* [Exercise] From the first line of the data down to and including the line with "const ACTIVE_NAV = '接口定义';", copy everything exactly, leaving out pictures.
------------------------------
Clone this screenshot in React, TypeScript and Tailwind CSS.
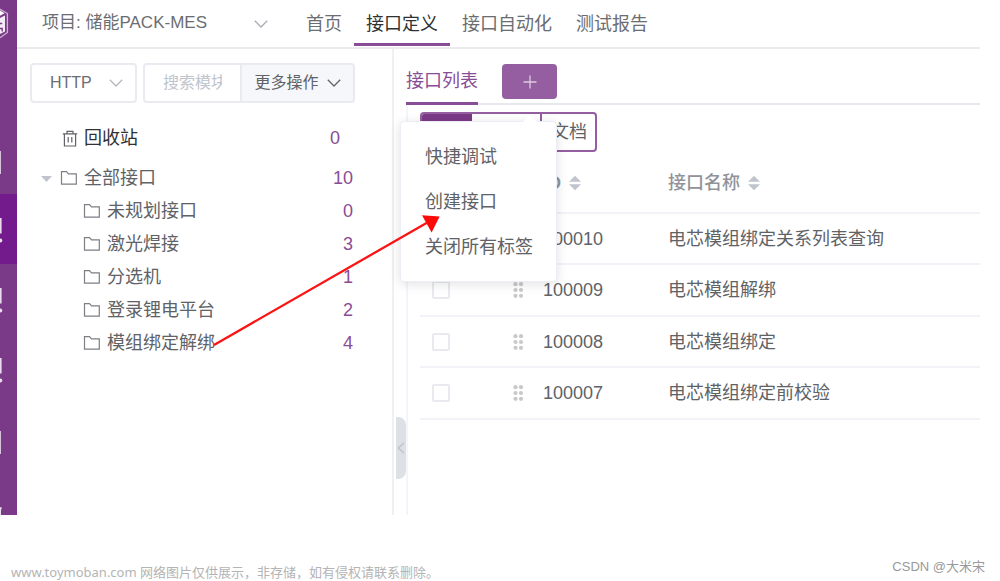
import type { JSX } from 'react';
import clsx from 'clsx';

interface IModule {
  name: string;
  count: number;
}

interface IApiRow {
  id: string;
  name: string;
}

const NAV_TABS = ['首页', '接口定义', '接口自动化', '测试报告'];
const ACTIVE_NAV = '接口定义';

const MODULES: IModule[] = [
  { name: '未规划接口', count: 0 },
  { name: '激光焊接', count: 3 },
  { name: '分选机', count: 1 },
  { name: '登录锂电平台', count: 2 },
  { name: '模组绑定解绑', count: 4 }
];

const API_ROWS: IApiRow[] = [
  { id: '100010', name: '电芯模组绑定关系列表查询' },
  { id: '100009', name: '电芯模组解绑' },
  { id: '100008', name: '电芯模组绑定' },
  { id: '100007', name: '电芯模组绑定前校验' }
];

const MENU_ITEMS = ['快捷调试', '创建接口', '关闭所有标签'];

const SIDE_ITEMS = [
  { label: '工作台', kind: 'bar' },
  { label: '接口测试', kind: 'dot', active: true },
  { label: '测试跟踪', kind: 'dot' },
  { label: '性能测试', kind: 'dot' },
  { label: '报表', kind: 'bar' }
];

function ChevronIcon({ className }: { className?: string }): JSX.Element {
  return (
    <svg
      className={clsx('h-2 w-3.5 shrink-0', className)}
      viewBox="0 0 14 8"
      fill="none"
      stroke="currentColor"
      strokeWidth="1.3"
      aria-hidden="true"
    >
      <path d="M.8.8L7 7 13.2.8" />
    </svg>
  );
}

function FolderIcon(): JSX.Element {
  return (
    <svg className="mb-0.5 h-4 w-[18px] shrink-0" viewBox="0 0 18 16" fill="none" stroke="#7d7f83" strokeWidth="1.2" aria-hidden="true">
      <path d="M1.5 1.6h5l2 2.2h7.8v10.4H1.5z" />
    </svg>
  );
}

function TrashIcon(): JSX.Element {
  return (
    <svg className="h-[18px] w-4 shrink-0" viewBox="0 0 16 18" fill="none" stroke="#606266" strokeWidth="1.2" aria-hidden="true">
      <path d="M.8 3.8h14.4M5 3.6V1.4h6v2.2M2.4 4v12h11.2V4M6.2 7v5.5M9.8 7v5.5" />
    </svg>
  );
}

function SortIcon(): JSX.Element {
  return (
    <svg className="h-4 w-3" viewBox="0 0 12 16" fill="#c0c4cc" aria-hidden="true">
      <path d="M6 .8l6 6H0zM6 15.2l6-6H0z" />
    </svg>
  );
}

function DragIcon(): JSX.Element {
  return (
    <svg className="h-4 w-[11px]" viewBox="0 0 11 16" fill="#c9c9cb" aria-hidden="true">
      {[2.2, 8, 13.8].map((y) => (
        <g key={y}>
          <circle cx="2.5" cy={y} r="2.1" />
          <circle cx="8" cy={y} r="2.1" />
        </g>
      ))}
    </svg>
  );
}

function Sidebar(): JSX.Element {
  return (
    <nav className="flex w-[17px] shrink-0 flex-col overflow-hidden bg-[#7b3a87]" aria-label="主菜单">
      <svg className="h-[124px] w-[17px] shrink-0" viewBox="0 0 17 124" fill="none" aria-hidden="true">
        <path d="M-8 14L0 9.2l7.4 4.3v19L0 37.8" stroke="#cdb2d3" strokeWidth="1.3" />
        <path d="M0 10.5l4.5 2.8L0 15.8z" fill="#fff" />
        <path d="M0 18l5-2.6v16L0 34z" fill="#f3ebf5" />
        <path d="M0 23.5h2.2M0 28.5h2.2v3" stroke="#7b3a87" strokeWidth="1.4" />
      </svg>
      {SIDE_ITEMS.map((item) => (
        <button
          key={item.label}
          aria-label={item.label}
          className={clsx('h-[70px] shrink-0', item.active && 'bg-[#731a8c]')}
        >
          <svg className="h-[70px] w-[17px]" viewBox="0 0 17 70" aria-hidden="true">
            {item.kind === 'bar' ? (
              <path d="M0 27h1v23H0z" fill="#d9c4dd" />
            ) : (
              <g fill="#e9dcec">
                <path d="M0 24h1.6v15.5H0z" />
                <circle cx="0.4" cy="46.5" r="1.9" />
              </g>
            )}
          </svg>
        </button>
      ))}
      <button aria-label="系统设置" className="flex flex-1 flex-col justify-end">
        <svg className="h-2 w-[17px]" viewBox="0 0 17 8" aria-hidden="true">
          <path d="M0 0l2 .8L1 3v5H0z" fill="#e9dcec" />
        </svg>
      </button>
    </nav>
  );
}

function Header(): JSX.Element {
  return (
    <header className="flex h-[49px] shrink-0 border-b-2 border-[#ebebed]">
      <div className="relative ml-[25px] flex w-[252px] items-center">
        <select
          aria-label="项目"
          className="h-10 w-[232px] appearance-none bg-transparent text-[17px] text-[#6b6d71] outline-none"
        >
          <option>项目: 储能PACK-MES</option>
        </select>
        <ChevronIcon className="pointer-events-none absolute right-[26px] text-[#a9acb3]" />
      </div>
      <nav className="flex" aria-label="接口测试">
        {NAV_TABS.map((tab) => (
          <a
            key={tab}
            href="#"
            className={clsx(
              'flex h-[46px] items-center border-b-3 px-3 pt-1',
              tab === ACTIVE_NAV ? 'border-[#884d96] text-[#303133]' : 'border-transparent text-[#6b6d71]'
            )}
          >
            {tab}
          </a>
        ))}
      </nav>
    </header>
  );
}

function ModulePanel(): JSX.Element {
  return (
    <aside className="w-[377px] shrink-0 border-r-2 border-[#f0f0f2] pt-3.5 pl-[13px]">
      <div className="flex gap-1.5 text-base">
        <div className="relative">
          <select
            aria-label="协议"
            className="h-10 w-[107px] appearance-none rounded border-2 border-[#e9ebf0] pl-[18px] text-[#6b6d71] outline-none"
          >
            <option>HTTP</option>
          </select>
          <ChevronIcon className="pointer-events-none absolute top-4 right-3.5 text-[#b4b7bd]" />
        </div>
        <div className="flex h-10 w-[212px] overflow-hidden rounded border-2 border-[#e9ebf0]">
          <input
            aria-label="搜索模块"
            placeholder="搜索模块"
            className="w-[95px] min-w-0 px-[18px] text-[#606266] outline-none placeholder:text-[#c0c4cc]"
          />
          <button className="flex flex-1 items-center justify-center gap-2 border-l-2 border-[#e9ebf0] bg-[#f5f7fa] text-[#606266]">
            更多操作
            <ChevronIcon />
          </button>
        </div>
      </div>

      <ul className="mt-[19px] leading-[33px] text-[#606266]">
        <li className="flex items-center pr-[52px] pl-8">
          <TrashIcon />
          <span className="ml-1.5 flex-1 text-[#303133]">回收站</span>
          <span className="text-[#884d96]">0</span>
        </li>
        <li className="mt-[7px]">
          <div className="flex items-center pr-[39px] pl-[11px]">
            <svg className="h-1.5 w-[11px]" viewBox="0 0 11 6" fill="#c0c4cc" aria-hidden="true">
              <path d="M0 0h11L5.5 6z" />
            </svg>
            <span className="ml-2 flex flex-1 items-center gap-1.5">
              <FolderIcon />
              全部接口
            </span>
            <span className="text-[#884d96]">10</span>
          </div>
          <ul>
            {MODULES.map((module) => (
              <li key={module.name} className="flex items-center gap-1.5 pr-[39px] pl-[53px]">
                <FolderIcon />
                <span className="flex-1">{module.name}</span>
                <span className="text-[#884d96]">{module.count}</span>
              </li>
            ))}
          </ul>
        </li>
      </ul>
    </aside>
  );
}

function TabMenu(): JSX.Element {
  return (
    <div className="absolute top-[57px] right-0 z-10 w-[157px] rounded border border-[#ebeef5] bg-white py-3 shadow-[0_2px_12px_rgba(0,0,0,0.12)]">
      <svg className="absolute -top-[7px] left-[121px] h-2 w-4" viewBox="0 0 16 8" aria-hidden="true">
        <path d="M0 8l8-8 8 8z" fill="#fff" />
      </svg>
      {MENU_ITEMS.map((item) => (
        <button key={item} className="block h-[45px] w-full pl-6 text-left whitespace-nowrap text-[#606266]">
          {item}
        </button>
      ))}
    </div>
  );
}

function ApiTable(): JSX.Element {
  return (
    <table className="w-full table-fixed text-left text-[#606266]">
      <colgroup>
        <col className="w-[81px]" />
        <col className="w-[30px]" />
        <col className="w-[125px]" />
        <col />
      </colgroup>
      <thead>
        <tr className="h-[61px] border-b-2 border-[#f2f3f9] text-[#909399]">
          <th aria-label="选择" />
          <th aria-label="排序" />
          <th className="px-3 pt-0.5 font-bold">
            <span className="flex items-center gap-2">ID <SortIcon /></span>
          </th>
          <th className="px-3 pt-0.5 font-medium">
            <span className="flex items-center gap-2">接口名称 <SortIcon /></span>
          </th>
        </tr>
      </thead>
      <tbody>
        {API_ROWS.map((row) => (
          <tr key={row.id} className="border-b-2 border-[#f2f3f9] odd:h-[51px] even:h-[52px]">
            <td className="px-3">
              <input
                type="checkbox"
                aria-label={`选择 ${row.id}`}
                className="block size-[18px] appearance-none rounded-xs border-2 border-[#e9eaf0] bg-white"
              />
            </td>
            <td className="pl-3"><DragIcon /></td>
            <td className="px-3">{row.id}</td>
            <td className="px-3">{row.name}</td>
          </tr>
        ))}
      </tbody>
    </table>
  );
}

function ApiPanel(): JSX.Element {
  return (
    <main className="relative flex min-w-0 flex-1 flex-col pl-3">
      <div className="flex h-14 shrink-0 items-start border-b-2 border-[#e6e9ee]">
        <a href="#" className="flex h-14 items-center border-b-3 border-[#884d96] pt-2.5 text-[#884d96]">
          接口列表
        </a>
        <div className="relative mt-[15px] ml-6">
          <button aria-label="新增标签" className="flex h-[35px] w-[55px] items-center justify-center rounded bg-[#945ea0]">
            <svg className="size-3.5" viewBox="0 0 14 14" stroke="#dccae0" strokeWidth="1.3" aria-hidden="true">
              <path d="M7 .5v13M.5 7h13" />
            </svg>
          </button>
          <TabMenu />
        </div>
      </div>

      <div className="flex-1 border-l-2 border-[#f4f4fa] pt-[7px] pl-3">
        <div className="flex h-10 w-[177px] overflow-hidden rounded border-2 border-[#945ea0]">
          <button aria-label="接口" className="w-[50px] bg-[#7b3a87]" />
          <button aria-label="用例" className="w-[70px] border-r-2 border-[#945ea0]" />
          <button className="flex-1 pr-2 text-right text-[#606266]">文档</button>
        </div>
        <ApiTable />
      </div>

      {/* Handle that folds the module tree */}
      <button
        aria-label="收起"
        className="absolute bottom-9 left-0.5 flex h-[62px] w-2.5 items-center justify-center rounded-r-lg bg-[#dde1e6]"
      >
        <svg className="h-3 w-2" viewBox="0 0 8 12" fill="none" stroke="#c0c4c9" strokeWidth="1.5" aria-hidden="true">
          <path d="M7 .8L1.5 6 7 11.2" />
        </svg>
      </button>
    </main>
  );
}

export default function App(): JSX.Element {
  return (
    <div className="flex min-h-screen flex-col bg-white font-['Liberation_Sans','Noto_Sans_CJK_SC',sans-serif] text-lg">
      <div className="relative mr-5 flex flex-1">
        <Sidebar />
        <div className="flex min-w-0 flex-1 flex-col">
          <Header />
          <div className="flex flex-1">
            <ModulePanel />
            <ApiPanel />
          </div>
        </div>

        {/* Arrow from the module to the menu entry */}
        <svg className="pointer-events-none absolute top-[210px] left-[210px] z-20 h-[140px] w-60" viewBox="210 210 240 140" aria-hidden="true">
          <path d="M214 345L430 221" stroke="#fb1414" strokeWidth="2.3" />
          <path d="M422 215.3l17.6 1.2-8 16z" fill="#fb0a0a" />
        </svg>
      </div>

      <footer className="flex h-[66px] shrink-0 justify-between pr-[15px] pl-[11px] text-[13px] leading-[18px]">
        <p className="self-end font-['Noto_Sans','Noto_Sans_CJK_SC',sans-serif] text-[#b4b4b4]">
          www.toymoban.com 网络图片仅供展示，非存储，如有侵权请联系删除。
        </p>
        <p className="mt-[43px] text-[#999]">CSDN @大米宋</p>
      </footer>
    </div>
  );
}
------------------------------
* [Response below]
Clone this screenshot in React, TypeScript and Tailwind CSS.
import type { JSX } from 'react';
import clsx from 'clsx';

interface IModule {
  name: string;
  count: number;
}

interface IApiRow {
  id: string;
  name: string;
}

const NAV_TABS = ['首页', '接口定义', '接口自动化', '测试报告'];
const ACTIVE_NAV = '接口定义';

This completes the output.